§ **AIM OF THE EXERCISE**
Write out every line exactly, from the start of the records below to the line with "left-[27px] top-[305px] h-[60px]", and stop there. Don't write out the pictures.

§ **PROVIDED DATA**
******************************

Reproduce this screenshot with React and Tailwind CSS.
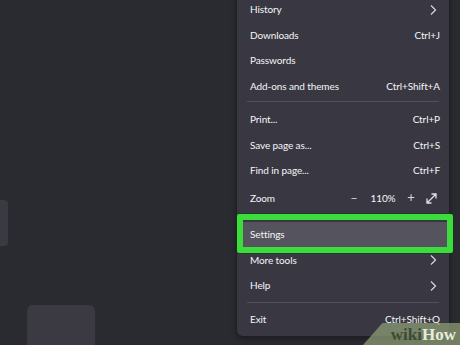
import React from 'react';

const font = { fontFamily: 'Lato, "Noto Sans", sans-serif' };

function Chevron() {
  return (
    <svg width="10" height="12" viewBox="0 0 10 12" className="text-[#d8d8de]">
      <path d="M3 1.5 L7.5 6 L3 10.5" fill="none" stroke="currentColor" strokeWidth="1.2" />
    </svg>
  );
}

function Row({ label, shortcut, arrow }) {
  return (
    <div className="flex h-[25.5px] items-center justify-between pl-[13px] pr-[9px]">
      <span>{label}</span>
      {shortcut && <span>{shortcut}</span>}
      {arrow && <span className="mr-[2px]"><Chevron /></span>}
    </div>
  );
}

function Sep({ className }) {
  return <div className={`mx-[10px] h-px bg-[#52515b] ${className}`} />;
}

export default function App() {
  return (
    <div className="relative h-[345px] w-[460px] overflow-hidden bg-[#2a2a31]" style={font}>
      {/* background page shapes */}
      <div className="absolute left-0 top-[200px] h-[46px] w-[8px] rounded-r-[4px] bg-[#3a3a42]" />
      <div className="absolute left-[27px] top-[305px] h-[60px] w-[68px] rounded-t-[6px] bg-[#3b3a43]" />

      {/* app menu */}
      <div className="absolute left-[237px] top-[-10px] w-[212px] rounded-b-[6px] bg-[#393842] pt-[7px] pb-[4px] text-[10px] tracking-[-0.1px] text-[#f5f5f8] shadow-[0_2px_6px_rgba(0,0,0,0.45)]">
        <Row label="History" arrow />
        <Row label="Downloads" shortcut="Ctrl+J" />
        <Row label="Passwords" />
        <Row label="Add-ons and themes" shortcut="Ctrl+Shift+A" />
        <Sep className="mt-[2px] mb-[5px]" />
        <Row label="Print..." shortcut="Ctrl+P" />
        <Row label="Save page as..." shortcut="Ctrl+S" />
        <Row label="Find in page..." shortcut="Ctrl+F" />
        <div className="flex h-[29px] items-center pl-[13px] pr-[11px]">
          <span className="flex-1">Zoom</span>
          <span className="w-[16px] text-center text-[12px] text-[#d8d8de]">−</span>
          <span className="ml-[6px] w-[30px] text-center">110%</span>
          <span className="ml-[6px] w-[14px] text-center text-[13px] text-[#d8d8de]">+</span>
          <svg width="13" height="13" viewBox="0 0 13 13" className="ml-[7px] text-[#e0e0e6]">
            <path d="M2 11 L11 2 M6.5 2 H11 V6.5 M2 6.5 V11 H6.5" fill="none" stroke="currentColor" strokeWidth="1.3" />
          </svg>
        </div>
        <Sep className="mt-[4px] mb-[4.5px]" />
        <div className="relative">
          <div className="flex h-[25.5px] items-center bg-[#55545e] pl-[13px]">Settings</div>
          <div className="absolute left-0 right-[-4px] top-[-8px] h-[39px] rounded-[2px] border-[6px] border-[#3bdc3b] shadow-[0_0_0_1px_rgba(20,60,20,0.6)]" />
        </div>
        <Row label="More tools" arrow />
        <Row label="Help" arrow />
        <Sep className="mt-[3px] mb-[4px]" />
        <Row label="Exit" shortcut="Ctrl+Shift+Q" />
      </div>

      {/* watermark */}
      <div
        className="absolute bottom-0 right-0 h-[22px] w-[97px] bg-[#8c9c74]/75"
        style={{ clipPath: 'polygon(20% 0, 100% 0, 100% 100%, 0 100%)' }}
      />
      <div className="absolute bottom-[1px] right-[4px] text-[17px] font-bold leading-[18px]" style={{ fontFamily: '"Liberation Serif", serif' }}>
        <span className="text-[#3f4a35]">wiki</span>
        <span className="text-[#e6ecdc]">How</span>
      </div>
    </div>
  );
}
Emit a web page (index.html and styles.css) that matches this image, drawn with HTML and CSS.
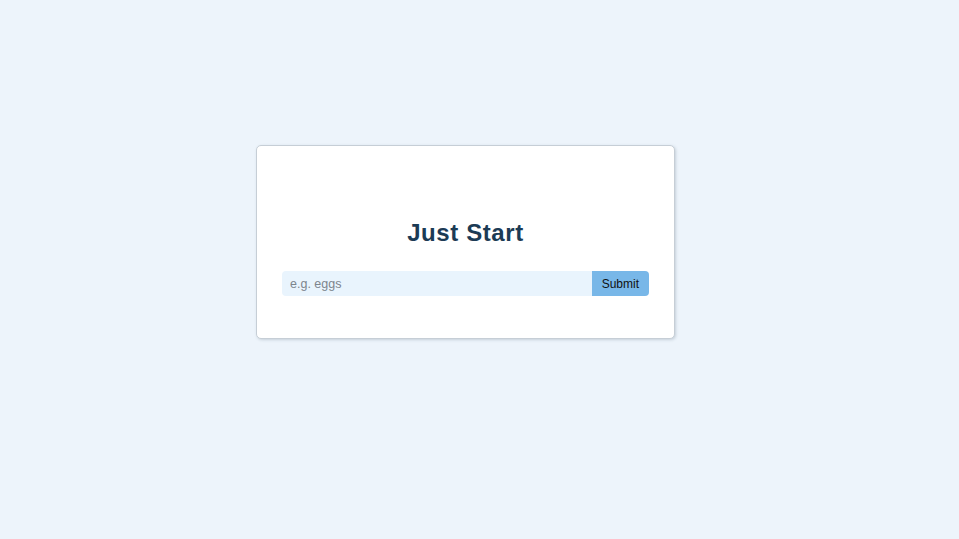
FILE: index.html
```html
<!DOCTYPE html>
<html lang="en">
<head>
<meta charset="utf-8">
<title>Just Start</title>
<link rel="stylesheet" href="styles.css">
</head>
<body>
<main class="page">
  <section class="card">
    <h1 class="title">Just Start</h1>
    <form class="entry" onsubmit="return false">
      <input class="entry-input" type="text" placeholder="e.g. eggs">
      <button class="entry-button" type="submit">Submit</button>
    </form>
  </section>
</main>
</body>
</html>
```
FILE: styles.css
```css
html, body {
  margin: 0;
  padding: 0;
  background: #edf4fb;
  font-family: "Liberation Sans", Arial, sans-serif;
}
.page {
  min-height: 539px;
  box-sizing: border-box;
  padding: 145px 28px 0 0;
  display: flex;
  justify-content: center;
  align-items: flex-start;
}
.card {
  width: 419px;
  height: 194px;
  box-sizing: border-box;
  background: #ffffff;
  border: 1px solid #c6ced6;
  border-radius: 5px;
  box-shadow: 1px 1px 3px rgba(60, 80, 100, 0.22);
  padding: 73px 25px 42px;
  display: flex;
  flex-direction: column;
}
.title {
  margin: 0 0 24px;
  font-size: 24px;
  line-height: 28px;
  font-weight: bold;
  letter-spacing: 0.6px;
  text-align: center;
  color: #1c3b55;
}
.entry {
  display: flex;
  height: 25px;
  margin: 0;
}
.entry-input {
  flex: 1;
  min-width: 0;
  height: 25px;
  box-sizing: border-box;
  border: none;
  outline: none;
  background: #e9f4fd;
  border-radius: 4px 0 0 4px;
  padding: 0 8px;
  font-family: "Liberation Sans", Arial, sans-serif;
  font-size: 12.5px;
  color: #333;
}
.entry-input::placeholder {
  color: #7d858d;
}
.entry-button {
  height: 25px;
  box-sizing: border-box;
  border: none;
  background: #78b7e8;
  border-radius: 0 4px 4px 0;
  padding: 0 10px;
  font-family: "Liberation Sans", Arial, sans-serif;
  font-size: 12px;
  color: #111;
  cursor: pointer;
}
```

******************************

§ **EXERCISE ANSWER**
Reproduce this screenshot with React and Tailwind CSS.
import React from 'react';

const font = { fontFamily: 'Lato, "Noto Sans", sans-serif' };

function Chevron() {
  return (
    <svg width="10" height="12" viewBox="0 0 10 12" className="text-[#d8d8de]">
      <path d="M3 1.5 L7.5 6 L3 10.5" fill="none" stroke="currentColor" strokeWidth="1.2" />
    </svg>
  );
}

function Row({ label, shortcut, arrow }) {
  return (
    <div className="flex h-[25.5px] items-center justify-between pl-[13px] pr-[9px]">
      <span>{label}</span>
      {shortcut && <span>{shortcut}</span>}
      {arrow && <span className="mr-[2px]"><Chevron /></span>}
    </div>
  );
}

function Sep({ className }) {
  return <div className={`mx-[10px] h-px bg-[#52515b] ${className}`} />;
}

export default function App() {
  return (
    <div className="relative h-[345px] w-[460px] overflow-hidden bg-[#2a2a31]" style={font}>
      {/* background page shapes */}
      <div className="absolute left-0 top-[200px] h-[46px] w-[8px] rounded-r-[4px] bg-[#3a3a42]" />
      <div className="absolute left-[27px] top-[305px] h-[60px] w-[68px] rounded-t-[6px] bg-[#3b3a43]" />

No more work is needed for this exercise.